A pobreza intelectual dos advogados ficou evidente durante o julgamento. Um dos advogados confundiu “O Pequeno Príncipe”, um livro infantil de Antoine de Saint-Exupéry, com o “O Príncipe” de Nicolau Maquiavel, uma obra fundamental da teoria política. Pior que isso: ele queria citar uma frase de Maquiavel que jamais foi escrita por ele. Alexandre de Moraes não deixou barato e colocou o advogado em seu devido lugar: “É patético e medíocre que um advogado suba à tribuna do STF com um discurso de ódio, um discurso pra postar depois nas redes sociais (…) O advogado ignorou a defesa. Não analisou nada, absolutamente nada. (…) Esqueceu o processo e quis fazer média com os patriotas. Realmente é muito triste.”

O que vimos esta semana foi uma resposta importante da sociedade brasileira contra o golpismo. Os executores do golpe começam a sentir o peso da lei numa democracia. Ainda faltam os financiadores, os organizadores e os mentores intelectuais. Para blindar a democracia, é fundamental que esses outros grupos também sejam rigorosamente punidos. Durante o julgamento, Alexandre de Moraes ressaltou que as Forças Armadas não aceitaram aplicar o golpe — uma fala que me preocupa um pouco. Está mais do que evidente que o golpe só não foi concluído por não haver as condições materiais necessárias. Não havia apoio do governo dos EUA, nem de parte significativa do grande capital brasileiro. Mas o golpe foi fustigado o tempo todo pelo presidente e pelos militares.

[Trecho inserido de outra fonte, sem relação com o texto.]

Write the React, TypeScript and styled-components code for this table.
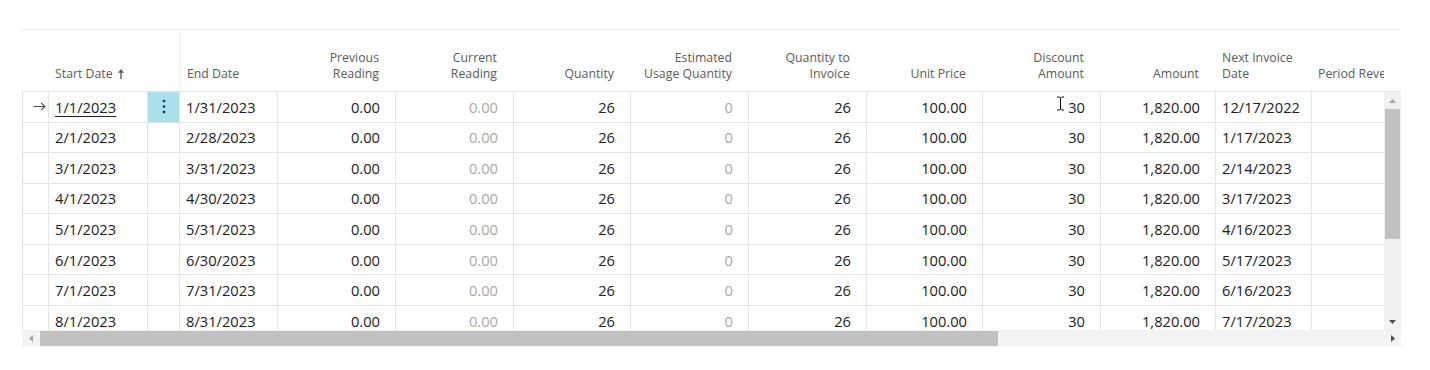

É fato incontestável que foi o alto comando do exército que permitiu que os acampamentos golpistas acontecessem em seu quintal. O 8 de janeiro não seria possível sem o apoio estrutural e intelectual das Forças Armadas. Não basta prender apenas os civis golpistas. É preciso colocar os militares de alta patente na cadeia para que eles nunca mais ousem sair da caserna para atormentar a democracia.